Beach Safety Tips
Always Swim Near a Lifeguard
Heed the advice, instructions and warnings of beach lifeguard staff. Don't overestimate your swimming abilities and never swim alone.
When Thunder Roars Go Indoors
Weather and forecasts can change quickly causing conditions to deteriorate fast. Stay out of the water and stay off the beach when lightning is present.
Rip Current Safety
Break the grip of the rip. Don't fight the current. Escape the current by swimming in a direction following the shoreline. When free of the current, swim at an angle - away from the current - toward the shore. Wave for a lifeguard. Most importantly - don't panic.
Understand Beach Warning Flags
Flags posted on the beach and flying from lifeguard towers represent ocean hazards and surf conditions. Please remember that ocean conditions can change quickly. Check with the lifeguard on duty if you are unsure of safe conditions.
Double Red Flag
Water Closed to Public
Dangerous Marine Life
Alcohol is a major factor in drowning. Alcohol impairs swimming ability and good judgement.

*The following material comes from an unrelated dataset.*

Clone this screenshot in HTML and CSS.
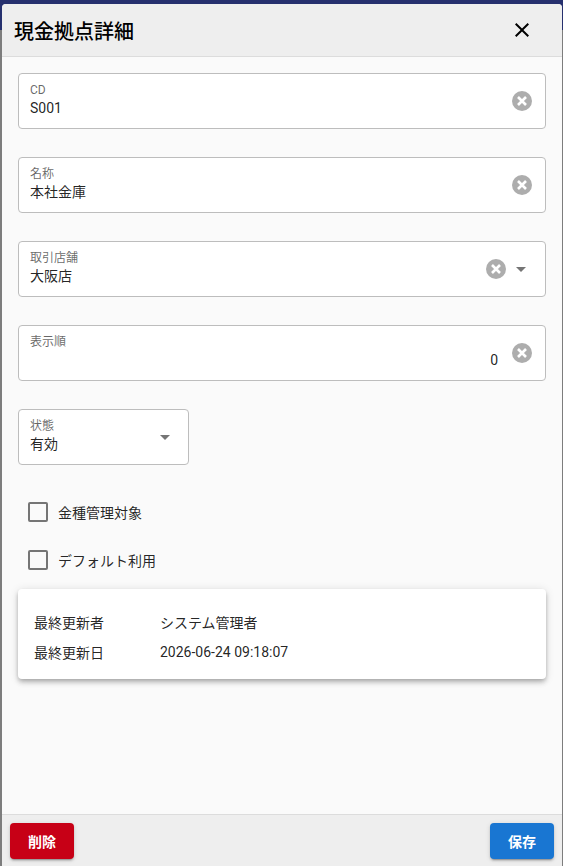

Don't Float Where You Can't Swim
Often, non-swimmers dangerously use flotation devices to go offshore, If they fall off, they can quickly drown. The only exception is a person wearing a Coast Guard approved life jacket.

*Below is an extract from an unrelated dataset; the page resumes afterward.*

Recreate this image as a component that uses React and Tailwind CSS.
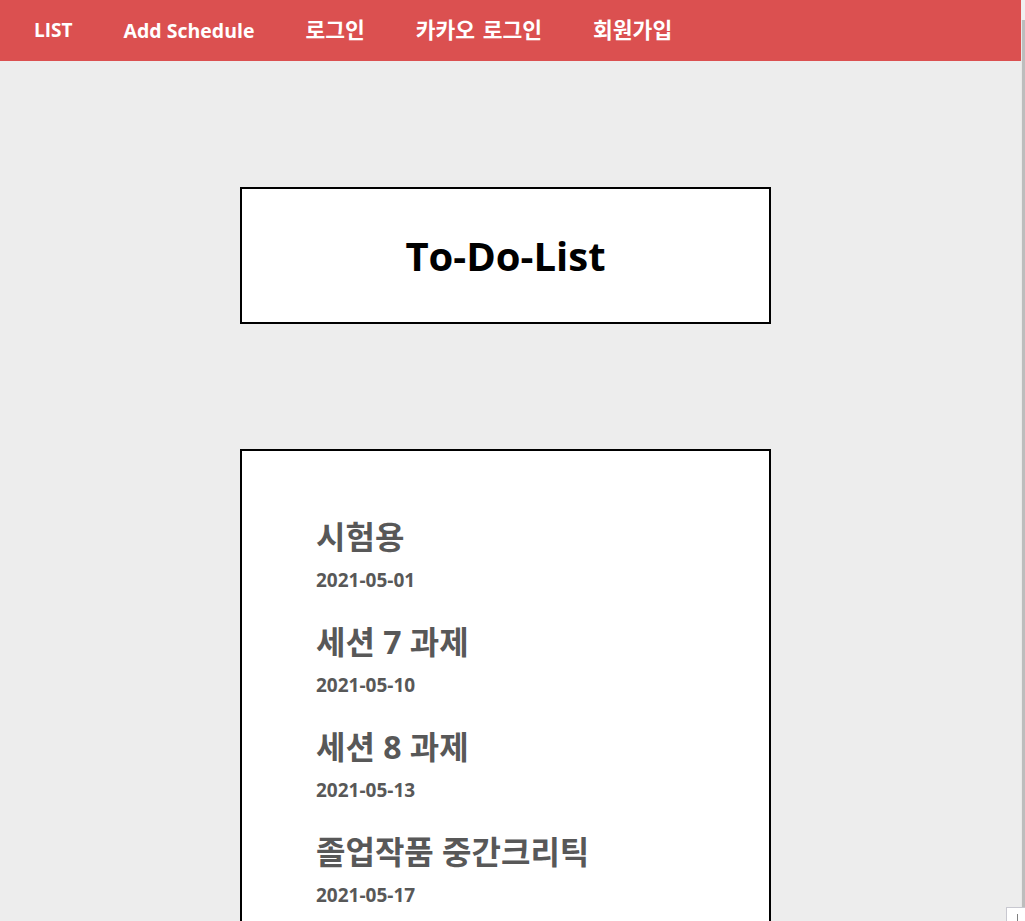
import React from "react";

const items = [
  { title: "시험용", date: "2021-05-01" },
  { title: "세션 7 과제", date: "2021-05-10" },
  { title: "세션 8 과제", date: "2021-05-13" },
  { title: "졸업작품 중간크리틱", date: "2021-05-17" },
];

const font = { fontFamily: '"Open Sans", "Noto Sans CJK KR", sans-serif' };

export default function App() {
  return (
    <div className="relative w-[1025px] h-[921px] overflow-hidden bg-[#ededed] flex" style={font}>
      <div className="w-[1021px] flex flex-col">
        <header className="h-[61px] bg-[#db5050] flex items-center pl-[34px] gap-[51px] text-white font-bold shrink-0">
          <span className="text-[19px]">LIST</span>
          <span className="text-[19.5px]">Add Schedule</span>
          <span className="text-[21.5px]">로그인</span>
          <span className="text-[21.5px] [word-spacing:2px]">카카오 로그인</span>
          <span className="text-[21.5px]">회원가입</span>
        </header>
        <div className="ml-[240px] mt-[126px] w-[531px] h-[137px] border-2 border-black bg-white flex items-center justify-center shrink-0">
          <h1 className="text-[40px] font-bold text-black leading-none">To-Do-List</h1>
        </div>
        <div className="ml-[240px] mt-[125px] w-[531px] border-2 border-black bg-white pl-[74px] pt-[68px] pb-[40px] shrink-0">
          {items.map((it) => (
            <div key={it.date} className="mb-[32px]">
              <div className="text-[32px] leading-[36px] font-bold text-[#585858]">{it.title}</div>
              <div className="mt-[13px] text-[19px] leading-[24px] font-bold text-[#585858]">{it.date}</div>
            </div>
          ))}
        </div>
      </div>
      <div className="w-[4px] flex flex-col">
        <div className="h-[20px] bg-[#f0f0f0]" />
        <div className="flex-1 bg-[#bdbdbd] border-l border-[#e8e8e8]" />
      </div>
      <div className="absolute left-[1006px] top-[907px] w-[19px] h-[14px] bg-white border border-[#c8c8d0] border-r-0 border-b-0">
        <div className="absolute left-[10px] top-[6px] w-[1px] h-[8px] bg-[#808080]" />
      </div>
    </div>
  );
}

Life Jackets = Boating Safety
Eighty percent of fatalities associated with boating accidents are from drowning. Most involve people who never expected to end up in the water. Children are at the greatest danger. Use life jackets.
Don't Dive Headfirst, Protect Your Neck
Diving headfirst into unknown water and striking the bottom can lead to serious, lifelong injuries, including paraplegia. Check for depth and obstructions before diving, and then go in feet first the first time. Use caution while body surfing, always extending a hand ahead of you.